Doctors and hospitals in Ireland owe you a duty of care. When that duty is breached — through a misdiagnosis, a surgical error, a failure to act on symptoms — and you are harmed as a result, Irish law entitles you to compensation. These cases are complex, but they are winnable.
Medical negligence in Ireland is assessed against the Dunne v. National Maternity Hospital standard — the question is whether the care provided fell below what a reasonably competent medical professional in that field would have provided in similar circumstances.
This means you do not need to show that your doctor made the worst possible decision. You need to show that a responsible body of medical opinion would not have acted as they did. Common examples include missed or delayed diagnosis of cancer or other serious conditions, surgical errors, anaesthetic errors, prescription of incorrect medication or dosage, failure to refer a patient to a specialist, and failures in post-operative care.

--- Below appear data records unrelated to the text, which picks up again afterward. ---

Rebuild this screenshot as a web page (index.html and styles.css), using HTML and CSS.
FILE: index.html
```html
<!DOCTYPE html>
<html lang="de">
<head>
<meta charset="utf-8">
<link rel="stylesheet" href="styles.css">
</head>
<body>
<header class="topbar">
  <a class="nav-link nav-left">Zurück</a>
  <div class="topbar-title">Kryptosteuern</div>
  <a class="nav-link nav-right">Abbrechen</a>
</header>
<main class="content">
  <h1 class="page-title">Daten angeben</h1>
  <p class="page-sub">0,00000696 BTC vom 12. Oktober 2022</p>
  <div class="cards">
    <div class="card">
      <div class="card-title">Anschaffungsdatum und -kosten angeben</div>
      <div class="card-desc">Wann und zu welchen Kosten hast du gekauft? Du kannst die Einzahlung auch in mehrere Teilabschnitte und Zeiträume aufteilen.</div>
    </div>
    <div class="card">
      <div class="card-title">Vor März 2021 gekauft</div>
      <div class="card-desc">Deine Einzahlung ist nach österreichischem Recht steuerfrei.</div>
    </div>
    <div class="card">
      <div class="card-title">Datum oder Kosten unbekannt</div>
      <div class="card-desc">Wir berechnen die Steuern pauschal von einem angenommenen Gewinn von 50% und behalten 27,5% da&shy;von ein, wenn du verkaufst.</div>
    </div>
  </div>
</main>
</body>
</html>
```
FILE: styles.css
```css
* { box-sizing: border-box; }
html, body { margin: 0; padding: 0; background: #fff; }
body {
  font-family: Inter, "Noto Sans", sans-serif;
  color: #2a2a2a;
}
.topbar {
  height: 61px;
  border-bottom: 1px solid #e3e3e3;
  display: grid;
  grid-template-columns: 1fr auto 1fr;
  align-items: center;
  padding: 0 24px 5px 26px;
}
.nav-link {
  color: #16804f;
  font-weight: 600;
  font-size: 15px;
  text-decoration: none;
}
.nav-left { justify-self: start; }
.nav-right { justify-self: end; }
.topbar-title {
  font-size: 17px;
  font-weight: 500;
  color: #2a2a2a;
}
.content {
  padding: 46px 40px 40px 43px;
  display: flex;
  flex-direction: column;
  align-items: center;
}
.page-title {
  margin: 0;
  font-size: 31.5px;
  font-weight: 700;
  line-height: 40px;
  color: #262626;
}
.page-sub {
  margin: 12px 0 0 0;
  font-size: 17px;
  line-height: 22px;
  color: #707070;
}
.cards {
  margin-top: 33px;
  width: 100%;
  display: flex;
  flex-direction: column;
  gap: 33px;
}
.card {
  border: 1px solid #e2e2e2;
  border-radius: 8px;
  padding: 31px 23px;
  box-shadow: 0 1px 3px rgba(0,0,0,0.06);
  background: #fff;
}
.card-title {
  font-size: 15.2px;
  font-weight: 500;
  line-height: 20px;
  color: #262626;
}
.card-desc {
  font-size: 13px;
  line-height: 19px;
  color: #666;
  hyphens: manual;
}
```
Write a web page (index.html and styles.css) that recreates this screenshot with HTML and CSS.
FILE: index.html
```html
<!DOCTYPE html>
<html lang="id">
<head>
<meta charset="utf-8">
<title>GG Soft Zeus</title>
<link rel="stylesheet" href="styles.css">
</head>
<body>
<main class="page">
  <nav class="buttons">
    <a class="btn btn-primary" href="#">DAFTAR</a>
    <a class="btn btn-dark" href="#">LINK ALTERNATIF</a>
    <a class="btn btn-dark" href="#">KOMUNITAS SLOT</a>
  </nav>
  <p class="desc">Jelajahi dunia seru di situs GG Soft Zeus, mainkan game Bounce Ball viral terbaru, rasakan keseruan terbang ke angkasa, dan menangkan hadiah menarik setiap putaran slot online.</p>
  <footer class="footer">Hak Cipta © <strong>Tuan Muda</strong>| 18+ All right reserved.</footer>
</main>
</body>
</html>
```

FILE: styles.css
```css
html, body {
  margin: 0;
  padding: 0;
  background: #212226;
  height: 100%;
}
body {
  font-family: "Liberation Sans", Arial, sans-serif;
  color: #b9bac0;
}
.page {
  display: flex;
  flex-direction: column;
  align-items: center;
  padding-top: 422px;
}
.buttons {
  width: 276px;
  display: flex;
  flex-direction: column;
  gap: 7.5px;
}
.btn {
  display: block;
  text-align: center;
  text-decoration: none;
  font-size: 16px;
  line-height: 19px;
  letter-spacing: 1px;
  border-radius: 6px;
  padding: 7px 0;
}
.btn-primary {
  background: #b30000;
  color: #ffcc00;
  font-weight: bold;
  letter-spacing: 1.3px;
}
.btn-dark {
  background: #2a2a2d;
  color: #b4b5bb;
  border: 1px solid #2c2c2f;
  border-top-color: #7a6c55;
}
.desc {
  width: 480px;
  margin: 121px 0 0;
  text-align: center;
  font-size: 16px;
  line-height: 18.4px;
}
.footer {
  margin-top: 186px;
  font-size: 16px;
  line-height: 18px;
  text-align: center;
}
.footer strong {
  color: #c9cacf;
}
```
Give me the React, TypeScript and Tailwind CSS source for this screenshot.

In medical negligence cases, the two-year limitation period often runs from the 'date of knowledge' — when you first became aware, or should reasonably have become aware, that the harm you suffered was caused by negligence. If you are uncertain whether your claim is still within time, speak to a solicitor before assuming it is too late.
Catherine had been attending her GP with persistent fatigue and unexplained weight loss for over a year. She was told on multiple occasions that her symptoms were stress-related and that blood tests were normal. She accepted this explanation and tried to manage her lifestyle.
When she finally insisted on a referral to a specialist, a serious diagnosis was made within weeks. Her oncologist later confirmed that had the referral been made twelve months earlier, her prognosis and treatment options would have been significantly better.
Catherine had never considered taking legal action against her GP. She was not an angry person and she understood that medicine is uncertain. But a solicitor who specialised in medical negligence explained that this was not about blame — it was about the fact that a reasonable GP, presented with her symptom pattern, should have referred her much earlier.
The case settled before reaching court.